Ha! That's what makes it promising, people. Drafting a
sloper is not about fashion, is it? I am looking for a
book that is about how to take measurements and
turn them into a 2-dimensional paper pattern that
fits my body. I am less interested in a book that shows
me how to make fashionable clothes. The reviews for
Patch's book also hinted at it being better for less
endowed figures. I'm thinking, "what sort of
patternmaking book discriminates between body
types?" But again, I've never read it, so I'll say no more.
And now, here's that fascinating videoclip
Chris sent me (thank you, Chris!)
Chris also asked if this was a good place to start
for sloper drafting. Short answer: Yes!
But I like rambling so I'll be honest and share
what I thought of this video:
- I loved how visually McCunn made the process of transferring measurement to paper. He even set up the flipchart at the same height as the model so you could see the correspondence of model's waist to sloper's waist etc. Clever!
- I loved the chain thingy he slung around the model's neck to get an accurate location for the neck measurements. See point 9.
- I loved that he made a sloper in just under 8 minutes! It takes me a lot longer (more like half an hour to 45 minutes).
- Once you establish the vertical line as he did, there are many different ways to begin to draw the sloper. McCunn began from the waist and worked upwards to the shoulder, so his horizontal reference line was the waist. When I draw mine, I have two horizontal reference lines - top of the paper, where the shoulder meets the neck, and the waist. So I am working with a rectangle of sorts when I begin. It's just how you've been taught, I guess.

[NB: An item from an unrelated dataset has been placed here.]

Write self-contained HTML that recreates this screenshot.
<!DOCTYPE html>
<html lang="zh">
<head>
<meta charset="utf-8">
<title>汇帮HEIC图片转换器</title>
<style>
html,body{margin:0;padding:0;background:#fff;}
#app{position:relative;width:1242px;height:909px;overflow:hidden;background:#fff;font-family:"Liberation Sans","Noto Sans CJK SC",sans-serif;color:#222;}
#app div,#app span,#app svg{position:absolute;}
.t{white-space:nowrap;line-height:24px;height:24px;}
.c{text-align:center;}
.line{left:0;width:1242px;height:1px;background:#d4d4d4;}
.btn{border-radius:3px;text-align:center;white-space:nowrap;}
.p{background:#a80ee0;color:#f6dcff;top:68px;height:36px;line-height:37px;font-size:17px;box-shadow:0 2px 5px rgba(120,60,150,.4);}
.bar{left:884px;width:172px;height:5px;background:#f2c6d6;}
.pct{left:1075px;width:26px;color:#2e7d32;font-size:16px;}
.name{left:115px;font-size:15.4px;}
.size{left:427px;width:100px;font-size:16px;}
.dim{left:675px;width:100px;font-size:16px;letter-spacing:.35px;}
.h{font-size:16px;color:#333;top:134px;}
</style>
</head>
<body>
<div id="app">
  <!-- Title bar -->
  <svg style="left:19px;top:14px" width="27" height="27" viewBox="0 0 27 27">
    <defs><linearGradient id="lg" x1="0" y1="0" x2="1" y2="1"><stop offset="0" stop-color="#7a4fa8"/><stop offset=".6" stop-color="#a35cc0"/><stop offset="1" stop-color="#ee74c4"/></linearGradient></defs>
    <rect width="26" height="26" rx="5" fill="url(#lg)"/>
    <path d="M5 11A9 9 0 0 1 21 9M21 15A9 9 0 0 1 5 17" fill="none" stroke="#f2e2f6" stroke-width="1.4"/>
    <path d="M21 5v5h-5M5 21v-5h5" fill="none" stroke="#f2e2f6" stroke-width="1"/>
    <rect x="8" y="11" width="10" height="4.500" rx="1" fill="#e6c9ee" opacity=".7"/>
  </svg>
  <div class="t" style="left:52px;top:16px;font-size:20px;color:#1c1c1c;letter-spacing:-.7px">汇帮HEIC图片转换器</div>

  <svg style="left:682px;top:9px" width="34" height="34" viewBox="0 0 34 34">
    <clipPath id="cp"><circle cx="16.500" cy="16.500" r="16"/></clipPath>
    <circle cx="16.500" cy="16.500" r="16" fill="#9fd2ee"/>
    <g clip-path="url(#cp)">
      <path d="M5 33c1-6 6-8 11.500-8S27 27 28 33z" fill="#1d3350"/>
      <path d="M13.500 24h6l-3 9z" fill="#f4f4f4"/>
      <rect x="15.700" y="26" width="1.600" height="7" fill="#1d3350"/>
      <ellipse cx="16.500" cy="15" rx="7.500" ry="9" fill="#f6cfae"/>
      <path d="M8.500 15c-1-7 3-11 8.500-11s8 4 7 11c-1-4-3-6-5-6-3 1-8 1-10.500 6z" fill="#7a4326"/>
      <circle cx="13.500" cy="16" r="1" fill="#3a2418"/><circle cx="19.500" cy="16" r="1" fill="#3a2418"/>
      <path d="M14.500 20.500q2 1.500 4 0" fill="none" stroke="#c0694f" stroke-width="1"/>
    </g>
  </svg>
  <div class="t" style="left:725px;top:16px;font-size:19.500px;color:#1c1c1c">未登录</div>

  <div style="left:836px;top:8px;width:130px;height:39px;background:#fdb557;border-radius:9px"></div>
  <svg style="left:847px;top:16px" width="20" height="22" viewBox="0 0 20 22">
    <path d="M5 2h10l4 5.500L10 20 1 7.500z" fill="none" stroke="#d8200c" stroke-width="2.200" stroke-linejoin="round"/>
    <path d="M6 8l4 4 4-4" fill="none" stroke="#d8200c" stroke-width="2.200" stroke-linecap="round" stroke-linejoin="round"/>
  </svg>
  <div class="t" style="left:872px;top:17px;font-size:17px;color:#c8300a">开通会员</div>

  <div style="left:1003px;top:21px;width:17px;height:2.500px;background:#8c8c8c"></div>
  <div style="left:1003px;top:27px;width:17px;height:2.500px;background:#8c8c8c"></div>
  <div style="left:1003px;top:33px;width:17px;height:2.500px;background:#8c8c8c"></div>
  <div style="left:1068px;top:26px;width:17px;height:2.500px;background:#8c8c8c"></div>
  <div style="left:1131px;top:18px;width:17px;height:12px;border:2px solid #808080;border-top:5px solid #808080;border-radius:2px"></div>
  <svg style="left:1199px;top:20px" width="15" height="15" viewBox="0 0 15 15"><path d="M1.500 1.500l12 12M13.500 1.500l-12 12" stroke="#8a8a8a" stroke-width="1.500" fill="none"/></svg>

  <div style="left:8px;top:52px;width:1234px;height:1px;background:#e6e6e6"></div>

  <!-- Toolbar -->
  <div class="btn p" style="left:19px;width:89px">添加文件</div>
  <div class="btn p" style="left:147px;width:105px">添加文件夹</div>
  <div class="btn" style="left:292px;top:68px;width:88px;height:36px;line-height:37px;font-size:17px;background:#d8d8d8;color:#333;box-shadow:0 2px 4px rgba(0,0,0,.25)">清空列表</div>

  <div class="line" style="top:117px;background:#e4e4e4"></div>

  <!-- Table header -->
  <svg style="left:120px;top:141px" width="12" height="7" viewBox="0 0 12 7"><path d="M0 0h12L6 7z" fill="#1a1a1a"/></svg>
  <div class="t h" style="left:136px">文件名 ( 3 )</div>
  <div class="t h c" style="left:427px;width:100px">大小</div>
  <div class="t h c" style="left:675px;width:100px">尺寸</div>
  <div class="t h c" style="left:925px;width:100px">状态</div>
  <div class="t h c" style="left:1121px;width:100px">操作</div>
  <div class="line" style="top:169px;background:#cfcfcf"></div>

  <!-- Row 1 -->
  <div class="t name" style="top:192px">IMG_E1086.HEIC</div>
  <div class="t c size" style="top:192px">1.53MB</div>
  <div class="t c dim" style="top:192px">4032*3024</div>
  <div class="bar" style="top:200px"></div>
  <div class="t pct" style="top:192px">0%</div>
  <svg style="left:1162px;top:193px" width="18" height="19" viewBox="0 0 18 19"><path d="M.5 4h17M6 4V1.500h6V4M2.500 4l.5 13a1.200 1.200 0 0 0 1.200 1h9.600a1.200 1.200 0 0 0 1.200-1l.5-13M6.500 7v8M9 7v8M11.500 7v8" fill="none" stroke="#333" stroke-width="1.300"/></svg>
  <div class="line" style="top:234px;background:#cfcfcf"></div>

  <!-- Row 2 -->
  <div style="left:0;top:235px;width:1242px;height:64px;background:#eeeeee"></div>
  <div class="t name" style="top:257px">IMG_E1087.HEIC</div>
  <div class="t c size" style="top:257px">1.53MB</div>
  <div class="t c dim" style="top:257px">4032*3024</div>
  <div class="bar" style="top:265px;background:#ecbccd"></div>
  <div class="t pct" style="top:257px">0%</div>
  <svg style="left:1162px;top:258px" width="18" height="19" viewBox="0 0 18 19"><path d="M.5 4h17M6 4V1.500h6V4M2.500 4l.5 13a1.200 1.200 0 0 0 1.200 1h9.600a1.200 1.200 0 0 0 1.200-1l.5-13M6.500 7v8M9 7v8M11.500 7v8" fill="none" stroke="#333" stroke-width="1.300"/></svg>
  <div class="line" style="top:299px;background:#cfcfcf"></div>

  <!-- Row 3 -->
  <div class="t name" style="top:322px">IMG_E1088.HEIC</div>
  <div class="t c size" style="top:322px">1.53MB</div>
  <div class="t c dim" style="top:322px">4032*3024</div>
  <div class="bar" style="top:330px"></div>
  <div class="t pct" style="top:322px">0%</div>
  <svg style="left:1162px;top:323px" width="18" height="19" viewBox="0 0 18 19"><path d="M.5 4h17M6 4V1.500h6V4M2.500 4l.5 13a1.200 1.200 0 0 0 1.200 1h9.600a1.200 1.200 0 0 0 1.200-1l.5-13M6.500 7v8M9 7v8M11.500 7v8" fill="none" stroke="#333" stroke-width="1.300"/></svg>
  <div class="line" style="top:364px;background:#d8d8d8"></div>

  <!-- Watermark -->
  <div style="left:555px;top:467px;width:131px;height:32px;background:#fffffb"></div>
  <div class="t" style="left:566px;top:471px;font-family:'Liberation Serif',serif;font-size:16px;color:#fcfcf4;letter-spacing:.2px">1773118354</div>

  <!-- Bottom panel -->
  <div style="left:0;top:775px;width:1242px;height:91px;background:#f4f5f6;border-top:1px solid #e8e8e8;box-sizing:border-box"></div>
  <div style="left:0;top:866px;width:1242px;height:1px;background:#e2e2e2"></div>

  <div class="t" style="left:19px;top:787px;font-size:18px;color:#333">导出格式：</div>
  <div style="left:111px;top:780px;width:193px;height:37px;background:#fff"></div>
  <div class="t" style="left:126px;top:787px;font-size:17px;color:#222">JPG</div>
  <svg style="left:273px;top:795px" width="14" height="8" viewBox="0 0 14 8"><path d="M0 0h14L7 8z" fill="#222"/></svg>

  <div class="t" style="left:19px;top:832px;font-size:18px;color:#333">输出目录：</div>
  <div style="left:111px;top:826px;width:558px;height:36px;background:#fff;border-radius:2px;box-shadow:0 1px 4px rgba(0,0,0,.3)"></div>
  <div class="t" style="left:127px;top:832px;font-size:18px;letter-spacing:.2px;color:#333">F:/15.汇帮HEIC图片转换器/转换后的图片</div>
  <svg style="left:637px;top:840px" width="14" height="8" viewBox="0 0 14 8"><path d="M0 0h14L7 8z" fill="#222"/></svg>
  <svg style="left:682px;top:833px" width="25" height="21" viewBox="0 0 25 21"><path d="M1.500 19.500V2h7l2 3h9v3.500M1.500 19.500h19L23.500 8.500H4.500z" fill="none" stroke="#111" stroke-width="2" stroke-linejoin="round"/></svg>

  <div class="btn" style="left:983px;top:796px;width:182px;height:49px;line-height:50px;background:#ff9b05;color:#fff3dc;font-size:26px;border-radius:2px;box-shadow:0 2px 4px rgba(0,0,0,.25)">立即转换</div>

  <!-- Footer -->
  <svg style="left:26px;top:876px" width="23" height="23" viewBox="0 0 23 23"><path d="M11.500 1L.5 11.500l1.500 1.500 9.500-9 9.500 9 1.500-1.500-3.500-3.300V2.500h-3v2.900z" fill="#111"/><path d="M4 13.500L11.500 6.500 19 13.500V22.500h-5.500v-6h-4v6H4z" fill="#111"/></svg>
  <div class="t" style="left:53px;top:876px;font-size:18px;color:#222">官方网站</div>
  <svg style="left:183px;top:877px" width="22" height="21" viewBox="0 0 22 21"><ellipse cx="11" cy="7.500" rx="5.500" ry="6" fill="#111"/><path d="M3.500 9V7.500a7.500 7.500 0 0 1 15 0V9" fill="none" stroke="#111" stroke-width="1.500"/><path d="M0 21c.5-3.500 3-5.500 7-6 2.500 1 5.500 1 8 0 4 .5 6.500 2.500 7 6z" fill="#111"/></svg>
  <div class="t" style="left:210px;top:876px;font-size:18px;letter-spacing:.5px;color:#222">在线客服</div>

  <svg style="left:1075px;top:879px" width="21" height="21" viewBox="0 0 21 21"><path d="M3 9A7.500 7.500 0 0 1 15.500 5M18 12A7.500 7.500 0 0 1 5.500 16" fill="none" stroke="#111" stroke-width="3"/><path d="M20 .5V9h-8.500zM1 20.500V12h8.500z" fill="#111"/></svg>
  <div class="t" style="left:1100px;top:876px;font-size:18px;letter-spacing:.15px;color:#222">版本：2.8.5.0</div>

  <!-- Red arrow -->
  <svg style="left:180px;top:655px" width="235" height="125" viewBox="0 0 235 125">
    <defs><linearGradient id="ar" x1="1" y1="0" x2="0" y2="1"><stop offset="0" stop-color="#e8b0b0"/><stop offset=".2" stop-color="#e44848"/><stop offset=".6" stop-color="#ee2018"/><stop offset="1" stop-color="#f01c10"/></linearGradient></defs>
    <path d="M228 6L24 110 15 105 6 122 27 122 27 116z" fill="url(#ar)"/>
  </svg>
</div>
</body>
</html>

- When I draft a sloper, I take all the measurements of the model and write them down. Then I draw from those numbers. Boring, and not at all visual. So McCunn's method of folding the tape measure and marking off points is funner to watch.
- I was mystified at what happened to the bust dart in his sloper, frankly. Bearing in mind that he was drafting a sloper (i.e. form-fitting) and not a dress pattern, there should be a dart that starts at the apex of the bust and opens into the armhole. But I've noticed that many other slopers are also missing that dart, and maybe that works for slenderer people, or those with lower cup sizes. I've always had to draw that into my own slopers - or risk immodesty at the sleeveless armholes.
- Maybe he ran out of time at the end, but I am also curious about how he drew the neckline and armhole in. Just a swish of the pen. Wow. To have that talent.
- The front of the sloper (which he drew - this video does not include the back) is, for most women over the age of 12, very different than the back. I would never, never draft the front bust by measuring around the bust and dividing by 4. Unless it's for a person who has breasts both in her front and back. I dunno - maybe on the planet Zorg. I'd measure the front and back chests separately and draft those numbers into front and back slopers, respectively. If you keep in mind that his sloper sketch is a visual demo of the sequence of steps of sloper drafting, (and he did say that the fit would be much better later) you'll be OK.
- A great point that came through in his presentation: accurate measurements are the most important first step in making a good sloper. His model has a ribbon thingy tied around her waist (mum and I used whatever string we could find lying around at the time). If you've taken measurements of a person's dimensions, you'll know how hard it is to locate the waist and measure from it! Also the best way to be accurate is to have someone else measure you, especially back measurements and anything from the waist down. This is probably another reason for why my kids get a lot more sewn clothes than I do! When getting measured for a sloper, wear underwear or whatever you will be wearing (thermals, camisoles, bodysuits etc) under the garment you're eventually making. In Singapore, it was too hot to wear any extra layer under our garments other than basic underwear. So we were always measured in that.
So yes, that video is a great starting point for visualizing
the process of turning numerical measurements into the 2-D
sloper. I'm glad I got to watch that. Other readers have left
comments to those two sloper posts I wrote, with lots of
great resources - books, authors and commercial patterns
to adapt, so please feel free to pick up tips and ideas there.
I have such awesome readers! Thank you for sharing!
Once you've drafted your sloper (or adapted a well-fitting
commercial pattern) and want to tweak certain bits, the article
I linked to in that first sloper post, is very useful.
Scroll down to its 'troubleshooting' section to find out how.
I promise, promise, promise, that when I do finally draw
a sloper, I will share all! Mistakes, too. Especially mistakes
because, ha ha, there are going to be lots.
Well, goodnight, all! I hope you had a lovely Thanksgiving!
I ate too much. I always eat too much.